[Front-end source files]
------

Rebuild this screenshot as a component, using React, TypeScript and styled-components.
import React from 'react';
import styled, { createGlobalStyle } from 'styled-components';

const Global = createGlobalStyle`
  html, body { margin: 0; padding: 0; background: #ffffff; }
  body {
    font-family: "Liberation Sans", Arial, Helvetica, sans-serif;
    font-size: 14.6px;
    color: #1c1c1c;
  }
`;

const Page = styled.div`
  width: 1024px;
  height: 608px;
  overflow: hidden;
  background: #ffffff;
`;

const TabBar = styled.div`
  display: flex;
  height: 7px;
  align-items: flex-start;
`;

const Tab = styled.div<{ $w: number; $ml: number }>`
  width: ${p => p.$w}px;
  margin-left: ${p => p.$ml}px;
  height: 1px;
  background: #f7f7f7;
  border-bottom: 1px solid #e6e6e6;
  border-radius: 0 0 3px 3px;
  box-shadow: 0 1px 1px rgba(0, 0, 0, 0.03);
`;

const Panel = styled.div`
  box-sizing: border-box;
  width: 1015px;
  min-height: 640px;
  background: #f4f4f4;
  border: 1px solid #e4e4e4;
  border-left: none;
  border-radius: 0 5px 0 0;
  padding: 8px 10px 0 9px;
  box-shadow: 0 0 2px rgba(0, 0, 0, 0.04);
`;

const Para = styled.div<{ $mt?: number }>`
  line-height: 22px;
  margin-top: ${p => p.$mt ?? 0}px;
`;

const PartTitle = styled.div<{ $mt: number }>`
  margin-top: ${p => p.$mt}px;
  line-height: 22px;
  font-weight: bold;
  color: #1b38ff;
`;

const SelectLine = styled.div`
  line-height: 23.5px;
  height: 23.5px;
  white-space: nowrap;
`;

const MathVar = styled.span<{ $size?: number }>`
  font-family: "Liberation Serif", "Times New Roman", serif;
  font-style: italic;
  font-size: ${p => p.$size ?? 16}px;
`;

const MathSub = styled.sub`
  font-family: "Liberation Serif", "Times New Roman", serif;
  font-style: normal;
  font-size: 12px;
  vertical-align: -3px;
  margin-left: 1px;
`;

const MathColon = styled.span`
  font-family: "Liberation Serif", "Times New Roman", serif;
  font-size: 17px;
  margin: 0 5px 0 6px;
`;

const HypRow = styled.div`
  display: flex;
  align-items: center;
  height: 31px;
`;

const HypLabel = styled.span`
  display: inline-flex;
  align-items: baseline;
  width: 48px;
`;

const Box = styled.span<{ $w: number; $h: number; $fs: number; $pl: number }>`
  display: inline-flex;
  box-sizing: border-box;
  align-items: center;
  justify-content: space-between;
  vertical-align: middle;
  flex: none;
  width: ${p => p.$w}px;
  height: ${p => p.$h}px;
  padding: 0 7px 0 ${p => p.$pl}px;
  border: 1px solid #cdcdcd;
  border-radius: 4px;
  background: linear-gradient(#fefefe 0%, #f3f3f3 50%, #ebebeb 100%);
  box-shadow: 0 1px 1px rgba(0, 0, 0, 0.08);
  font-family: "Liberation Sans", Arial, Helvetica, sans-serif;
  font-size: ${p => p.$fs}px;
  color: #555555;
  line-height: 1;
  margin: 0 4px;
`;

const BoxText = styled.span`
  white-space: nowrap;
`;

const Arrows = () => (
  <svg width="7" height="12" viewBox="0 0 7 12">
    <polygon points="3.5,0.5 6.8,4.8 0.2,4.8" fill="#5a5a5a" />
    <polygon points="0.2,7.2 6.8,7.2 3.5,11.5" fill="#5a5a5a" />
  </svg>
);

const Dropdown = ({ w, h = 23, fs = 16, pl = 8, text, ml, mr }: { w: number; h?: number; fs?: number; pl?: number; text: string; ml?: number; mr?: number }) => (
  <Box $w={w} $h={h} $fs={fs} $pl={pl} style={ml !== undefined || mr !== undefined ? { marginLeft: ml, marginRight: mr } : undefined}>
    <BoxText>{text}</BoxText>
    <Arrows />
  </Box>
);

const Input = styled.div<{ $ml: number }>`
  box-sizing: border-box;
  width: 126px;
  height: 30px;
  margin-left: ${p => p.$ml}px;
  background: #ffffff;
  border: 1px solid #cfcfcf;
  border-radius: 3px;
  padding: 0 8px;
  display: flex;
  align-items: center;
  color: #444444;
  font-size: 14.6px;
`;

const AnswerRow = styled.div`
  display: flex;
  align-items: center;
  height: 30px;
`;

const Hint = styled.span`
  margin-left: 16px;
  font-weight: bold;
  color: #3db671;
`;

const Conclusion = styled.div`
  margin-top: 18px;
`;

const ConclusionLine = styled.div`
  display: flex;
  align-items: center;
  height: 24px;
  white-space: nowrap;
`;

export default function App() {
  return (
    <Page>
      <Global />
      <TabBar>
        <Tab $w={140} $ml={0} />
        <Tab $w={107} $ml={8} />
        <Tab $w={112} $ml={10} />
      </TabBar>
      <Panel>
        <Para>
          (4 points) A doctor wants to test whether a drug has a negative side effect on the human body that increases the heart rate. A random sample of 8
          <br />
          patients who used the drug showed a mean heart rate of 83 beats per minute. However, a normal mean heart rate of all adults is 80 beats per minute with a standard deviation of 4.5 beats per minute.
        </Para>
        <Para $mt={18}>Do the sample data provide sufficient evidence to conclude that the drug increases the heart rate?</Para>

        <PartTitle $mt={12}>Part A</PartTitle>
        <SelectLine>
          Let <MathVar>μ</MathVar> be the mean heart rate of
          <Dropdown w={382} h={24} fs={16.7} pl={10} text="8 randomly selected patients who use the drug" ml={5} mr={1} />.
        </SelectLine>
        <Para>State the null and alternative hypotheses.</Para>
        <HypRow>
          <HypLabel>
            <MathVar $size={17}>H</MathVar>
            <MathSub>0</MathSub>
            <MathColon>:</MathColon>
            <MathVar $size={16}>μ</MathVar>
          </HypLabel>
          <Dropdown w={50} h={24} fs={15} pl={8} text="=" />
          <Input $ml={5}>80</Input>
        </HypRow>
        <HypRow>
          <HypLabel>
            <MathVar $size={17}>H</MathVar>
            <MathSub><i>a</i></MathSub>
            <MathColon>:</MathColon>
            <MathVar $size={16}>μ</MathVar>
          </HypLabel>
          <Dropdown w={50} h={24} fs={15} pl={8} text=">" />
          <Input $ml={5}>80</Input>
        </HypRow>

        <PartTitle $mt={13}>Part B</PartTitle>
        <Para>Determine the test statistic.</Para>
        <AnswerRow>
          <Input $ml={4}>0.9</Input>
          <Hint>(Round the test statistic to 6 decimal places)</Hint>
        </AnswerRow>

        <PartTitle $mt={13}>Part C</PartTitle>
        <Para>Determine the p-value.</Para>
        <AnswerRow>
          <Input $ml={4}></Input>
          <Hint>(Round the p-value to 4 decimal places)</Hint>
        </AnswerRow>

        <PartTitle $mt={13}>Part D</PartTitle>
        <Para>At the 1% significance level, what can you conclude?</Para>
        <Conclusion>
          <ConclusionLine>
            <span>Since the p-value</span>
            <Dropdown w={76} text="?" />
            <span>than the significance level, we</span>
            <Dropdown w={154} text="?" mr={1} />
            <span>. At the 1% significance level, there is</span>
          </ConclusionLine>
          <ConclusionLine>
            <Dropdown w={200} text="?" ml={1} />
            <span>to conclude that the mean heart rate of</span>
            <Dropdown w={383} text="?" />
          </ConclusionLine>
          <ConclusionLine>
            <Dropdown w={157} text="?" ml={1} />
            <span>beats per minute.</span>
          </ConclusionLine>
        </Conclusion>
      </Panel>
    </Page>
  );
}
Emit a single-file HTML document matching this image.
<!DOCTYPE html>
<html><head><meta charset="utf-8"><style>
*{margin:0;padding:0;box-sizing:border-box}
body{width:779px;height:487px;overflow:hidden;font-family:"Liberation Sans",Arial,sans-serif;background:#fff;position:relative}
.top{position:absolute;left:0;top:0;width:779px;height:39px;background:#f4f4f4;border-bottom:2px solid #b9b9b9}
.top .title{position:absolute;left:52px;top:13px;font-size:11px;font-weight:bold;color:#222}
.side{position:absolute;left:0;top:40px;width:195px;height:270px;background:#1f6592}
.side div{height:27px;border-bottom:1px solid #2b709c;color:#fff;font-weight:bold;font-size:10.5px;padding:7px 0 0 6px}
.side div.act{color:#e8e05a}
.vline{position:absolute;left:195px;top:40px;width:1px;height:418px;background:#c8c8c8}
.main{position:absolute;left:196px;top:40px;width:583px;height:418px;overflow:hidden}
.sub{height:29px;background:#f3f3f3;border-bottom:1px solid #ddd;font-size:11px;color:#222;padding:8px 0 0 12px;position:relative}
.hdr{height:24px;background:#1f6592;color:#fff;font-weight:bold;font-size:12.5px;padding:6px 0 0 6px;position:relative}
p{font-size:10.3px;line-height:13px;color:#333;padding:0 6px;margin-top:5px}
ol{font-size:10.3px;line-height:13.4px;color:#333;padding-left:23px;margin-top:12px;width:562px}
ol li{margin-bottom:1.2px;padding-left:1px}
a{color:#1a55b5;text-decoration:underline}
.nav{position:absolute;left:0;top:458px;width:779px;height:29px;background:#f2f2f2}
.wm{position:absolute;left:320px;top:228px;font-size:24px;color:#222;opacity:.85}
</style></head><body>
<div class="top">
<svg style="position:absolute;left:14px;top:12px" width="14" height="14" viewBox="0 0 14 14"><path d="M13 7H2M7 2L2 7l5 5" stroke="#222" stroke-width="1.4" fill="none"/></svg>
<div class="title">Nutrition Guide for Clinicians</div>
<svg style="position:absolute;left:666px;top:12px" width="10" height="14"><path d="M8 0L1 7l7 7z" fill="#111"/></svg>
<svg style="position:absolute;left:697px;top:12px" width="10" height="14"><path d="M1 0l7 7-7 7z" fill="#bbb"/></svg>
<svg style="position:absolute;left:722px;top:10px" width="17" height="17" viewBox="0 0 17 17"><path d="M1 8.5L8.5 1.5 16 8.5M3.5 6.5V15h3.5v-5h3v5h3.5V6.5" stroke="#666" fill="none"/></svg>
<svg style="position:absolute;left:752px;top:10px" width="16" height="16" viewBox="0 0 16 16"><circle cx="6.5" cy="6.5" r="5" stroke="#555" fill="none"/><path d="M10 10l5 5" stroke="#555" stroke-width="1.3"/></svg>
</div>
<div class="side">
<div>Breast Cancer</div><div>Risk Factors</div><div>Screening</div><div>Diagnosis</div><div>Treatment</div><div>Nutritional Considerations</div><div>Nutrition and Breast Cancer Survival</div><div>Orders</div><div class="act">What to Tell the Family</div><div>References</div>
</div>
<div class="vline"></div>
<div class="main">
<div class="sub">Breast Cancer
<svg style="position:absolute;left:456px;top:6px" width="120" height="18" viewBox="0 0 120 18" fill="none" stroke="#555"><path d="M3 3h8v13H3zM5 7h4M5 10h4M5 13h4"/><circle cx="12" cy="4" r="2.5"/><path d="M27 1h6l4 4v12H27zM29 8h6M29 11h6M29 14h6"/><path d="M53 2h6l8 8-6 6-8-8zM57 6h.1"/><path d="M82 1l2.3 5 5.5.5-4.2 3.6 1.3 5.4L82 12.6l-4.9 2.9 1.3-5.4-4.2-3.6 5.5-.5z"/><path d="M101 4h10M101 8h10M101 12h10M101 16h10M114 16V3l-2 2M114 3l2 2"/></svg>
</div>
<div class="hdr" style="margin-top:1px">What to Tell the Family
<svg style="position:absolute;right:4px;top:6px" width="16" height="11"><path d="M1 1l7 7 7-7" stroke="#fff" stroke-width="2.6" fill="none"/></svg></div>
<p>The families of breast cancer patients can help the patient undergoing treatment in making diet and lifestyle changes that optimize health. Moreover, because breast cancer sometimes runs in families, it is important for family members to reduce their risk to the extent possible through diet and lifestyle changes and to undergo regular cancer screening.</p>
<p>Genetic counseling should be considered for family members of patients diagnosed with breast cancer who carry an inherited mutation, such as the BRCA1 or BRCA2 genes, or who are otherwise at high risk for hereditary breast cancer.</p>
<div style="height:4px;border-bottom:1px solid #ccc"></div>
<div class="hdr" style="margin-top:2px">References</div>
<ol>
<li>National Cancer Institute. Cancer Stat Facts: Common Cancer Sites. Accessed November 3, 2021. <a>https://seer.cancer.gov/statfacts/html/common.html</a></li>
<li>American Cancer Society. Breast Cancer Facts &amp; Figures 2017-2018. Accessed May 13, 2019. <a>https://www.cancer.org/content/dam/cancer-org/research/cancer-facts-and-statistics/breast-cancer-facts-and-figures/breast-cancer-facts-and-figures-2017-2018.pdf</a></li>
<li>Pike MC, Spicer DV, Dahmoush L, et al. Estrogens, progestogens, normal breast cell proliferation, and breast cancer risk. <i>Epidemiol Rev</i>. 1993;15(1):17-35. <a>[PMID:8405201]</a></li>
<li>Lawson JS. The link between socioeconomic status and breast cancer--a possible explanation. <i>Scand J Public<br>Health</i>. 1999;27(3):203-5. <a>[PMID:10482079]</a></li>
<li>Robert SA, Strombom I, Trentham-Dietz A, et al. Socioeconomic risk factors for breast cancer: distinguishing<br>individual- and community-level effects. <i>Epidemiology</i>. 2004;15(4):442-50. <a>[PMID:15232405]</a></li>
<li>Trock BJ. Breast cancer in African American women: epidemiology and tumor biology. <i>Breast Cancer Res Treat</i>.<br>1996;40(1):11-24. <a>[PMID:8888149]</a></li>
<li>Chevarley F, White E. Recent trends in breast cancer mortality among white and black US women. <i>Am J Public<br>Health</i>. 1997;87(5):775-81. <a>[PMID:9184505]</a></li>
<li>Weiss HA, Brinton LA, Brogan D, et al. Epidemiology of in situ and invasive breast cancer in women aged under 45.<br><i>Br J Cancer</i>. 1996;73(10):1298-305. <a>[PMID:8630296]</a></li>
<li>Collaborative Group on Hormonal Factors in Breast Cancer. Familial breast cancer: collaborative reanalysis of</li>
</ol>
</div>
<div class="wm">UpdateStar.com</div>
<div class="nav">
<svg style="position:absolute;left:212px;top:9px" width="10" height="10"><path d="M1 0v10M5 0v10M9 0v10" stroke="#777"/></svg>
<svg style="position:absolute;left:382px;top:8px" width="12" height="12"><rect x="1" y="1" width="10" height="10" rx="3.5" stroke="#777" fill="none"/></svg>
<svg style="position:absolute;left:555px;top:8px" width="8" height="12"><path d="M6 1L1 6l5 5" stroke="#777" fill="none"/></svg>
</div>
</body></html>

------

*TASK DESCRIPTION:*
Extract each line from the entries above that contains the string "React".

*RESPONSE:*
Rebuild this screenshot as a component, using React, TypeScript and styled-components.
import React from 'react';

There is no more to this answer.